# We are finally getting a barn!!!



## thebirdguy

I am planning a barn for our 10 acres... It will house our heritage pigs, chickens, turkeys and goats during the winter primarily..  

I am debating on what style barn to build and what to use for a floor..  

What have you used and what would you suggest??

THANKS!!!


----------



## DonnaBelle

Most barns have dirt floors.  Bedding is added, depending on what type of animal you have.  Don't build it in a low area or one that doesn't drain.  We have brought in dirt to make sure the barn doesn't hold water.  Standing water is bad for any kind of animal.  Dirt can be sweetened with lime when you clean it out...

You are probably going to devote different areas/sections of the barns to different animals.  There are websites that you can look at barn plans/layouts for free.  Google it...

Whatever you build, it won't be big enough, so plan what you can afford now, (unless you have unlimited funds) and make it so you can add on later.

We built our goat barn and have already added on twice.  Plus we built a second barn for the bucks.

Research feeders, what type???  Also, can you get water and electric to the barn, if you can, do so for sure.  It's no fun hauling water.  Or trying to see in the dark or by a lantern.  Remember what happened to Mrs.

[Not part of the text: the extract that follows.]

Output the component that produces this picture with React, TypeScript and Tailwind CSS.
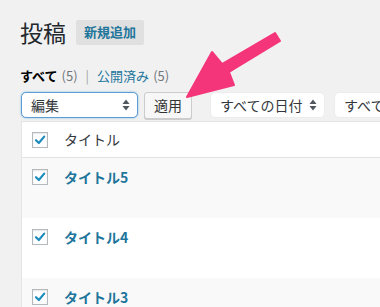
import React from "react";

const Arrows = () => (
  <svg width="8" height="12" viewBox="0 0 8 12" className="shrink-0">
    <polygon points="4,0.5 7.5,5 0.5,5" fill="#50575e" />
    <polygon points="0.5,7 7.5,7 4,11.5" fill="#50575e" />
  </svg>
);

const Check = () => (
  <div className="w-[16px] h-[16px] border border-[#b4b9be] bg-white shadow-[inset_0_1px_2px_rgba(0,0,0,0.1)] flex items-center justify-center shrink-0">
    <svg width="12" height="12" viewBox="0 0 12 12">
      <path d="M2 6.2 L4.8 9 L10.2 2.6" fill="none" stroke="#1e8cbe" strokeWidth="2.2" strokeLinecap="round" strokeLinejoin="round" />
    </svg>
  </div>
);

const Row = ({ title, bg }: { title: string; bg: string }) => (
  <div className={`h-[60px] flex items-start pt-[11px] pl-[10px] ${bg}`}>
    <Check />
    <span className="ml-[16px] text-[14px] leading-[16px] font-bold text-[#21759b] whitespace-nowrap">{title}</span>
  </div>
);

export default function App() {
  return (
    <div
      className="relative w-[380px] h-[307px] overflow-hidden bg-[#f1f1f1] text-[#32373c]"
      style={{ fontFamily: '"Noto Sans CJK JP", "Noto Sans", sans-serif' }}
    >
      <div className="pl-[20px] pt-[17px] w-[600px]">
        <div className="h-[30px] flex items-center">
          <h1 className="text-[23px] leading-[29px] text-[#23282d] font-normal">投稿</h1>
          <span className="ml-[10px] h-[25px] px-[8px] flex items-center bg-[#e0e0e0] text-[#21759b] text-[13px] font-semibold rounded-[2px] whitespace-nowrap">
            新規追加
          </span>
        </div>
        <div className="mt-[19px] h-[20px] flex items-center text-[13px] leading-[20px] whitespace-nowrap">
          <span className="font-bold text-black">すべて</span>
          <span className="ml-[4px] text-[#72777c]">(5)</span>
          <span className="mx-[8px] text-[#a0a5aa]">|</span>
          <span className="text-[#21759b]">公開済み</span>
          <span className="ml-[4px] text-[#72777c]">(5)</span>
        </div>
        <div className="mt-[6px] h-[27px] flex items-start whitespace-nowrap">
          <div className="ml-[1px] w-[117px] h-[26px] shrink-0 bg-white border border-[#5b9dd9] rounded-[5px] shadow-[0_0_2px_rgba(30,140,190,0.6)] flex items-center justify-between pl-[9px] pr-[7px] text-[14px]">
            <span>編集</span>
            <Arrows />
          </div>
          <div className="ml-[6px] w-[48px] h-[27px] shrink-0 bg-[#f7f7f7] border border-[#cccccc] rounded-[3px] shadow-[0_1px_0_#cccccc] flex items-center justify-center text-[14px] text-[#333]">
            適用
          </div>
          <div className="ml-[18px] w-[115px] h-[26px] shrink-0 bg-white border border-[#ececec] rounded-[5px] flex items-center justify-between pl-[9px] pr-[7px] text-[14px]">
            <span>すべての日付</span>
            <Arrows />
          </div>
          <div className="ml-[9px] w-[160px] h-[26px] shrink-0 bg-white border border-[#ececec] rounded-[5px] flex items-center pl-[9px] text-[14px]">
            <span>すべてのカテゴリー</span>
          </div>
        </div>
        <div className="mt-[2px] ml-[1px] w-[400px] bg-white border-l border-t border-[#e5e5e5]">
          <div className="h-[36px] flex items-center pl-[10px] border-b border-[#e1e1e1]">
            <Check />
            <span className="ml-[16px] text-[14px] whitespace-nowrap">タイトル</span>
          </div>
          <Row title="タイトル5" bg="bg-[#f9f9f9]" />
          <Row title="タイトル4" bg="bg-white" />
          <Row title="タイトル3" bg="bg-[#f9f9f9]" />
        </div>
      </div>
      <svg className="absolute left-0 top-0 pointer-events-none" width="380" height="307" viewBox="0 0 380 307">
        <polygon
          points="187,97 212,52 222,64 275,33 280,41 229,72 234,85"
          fill="#f5357a"
          stroke="#f5357a"
          strokeWidth="2"
          strokeLinejoin="round"
        />
      </svg>
    </div>
  );
}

O'leary??  

Do your research.

DonnaBelle


----------



## thebirdguy

I am planning on approximately 36' x 60'..  Pigs and goat stalls down one side and birds on the other.. More than I can really afford right now.. getting bids so we'll see.  I'd rather stretch a little now than be too small in 3 months.. LOL

I'm debating on dirt floors throughout, dirt everywhere but a cement walkway between the two sides and a rough finish cement floor throughout.. still weighing pros and cons of each..  Opinions?


----------



## redtailgal

x


----------



## DonnaBelle

I agree.  Maybe a cement center aisle, but stalls, pens, etc. should be dirt.  You can always sprinkle it with lime to sweeten it.   Plus you can add more dirt to the barn later if it gets worn down.

I use stall dry on urine spots and I have 17 goats penned in the barn at night.  No problems with odor.  

We have cement in our milking room, that's it.

DonnaBelle


----------



## goodhors

We have a traditional pole barn, center 12' aisle, with horse stalls on each side, sliding doors at each end of aisle.  Center doors open 12' wide and high, for good air flow, allows us to drive trucks inside for hay unloading, manure spreader thru for cleaning stalls so I don't have to wheel it out, vet to park inside for working on the animals.  You are planning smaller animals and birds, but you still will need feed and bedding unloaded, so doing an "aisle to hay pile or grain room", is MUCH shorter to carry things than parking outside, walking in thru people doors.  When you do clean stalls or pens, being able to drive thru barn with a spreader, trailer or truck for major cleaning, refilling bedding, is a lot easier than small wheelbarrows full.

Put a flag outside in new barn location and take notes DAILY over several months and seasons.  Learn your weather patterns and prevailing wind directions.  You want to build doors to face the wind, catch cooling breezes so inside barn is not hot in summer.  Our long North side faces our woodlot for a windbreak, lessens snow piling up by the doors during the worst winter storms.  We really don't get much daily prevailing wind locally from our North, so long side is helpful there.  Our prevailing wind is from the South during winter, blows all the time, while in warmer seasons the wind is mostly from the West.  Our doors face East and West, so barn has a breeze going in from April thru Oct to keep it cool and fresh.  At my mother's house the wind is always from the North in winter, west wind in summer, so that would be where you want your doors facing for summer cooling breezes.  So your local area may be special with local wind changes and you need to plan for it in placement of the barn doors, barn direction for comfort of the animals during various seasons.  You probably won't need mechanical cooling devices like fans (that cost electricity and possible fire issues) when real heat happens.  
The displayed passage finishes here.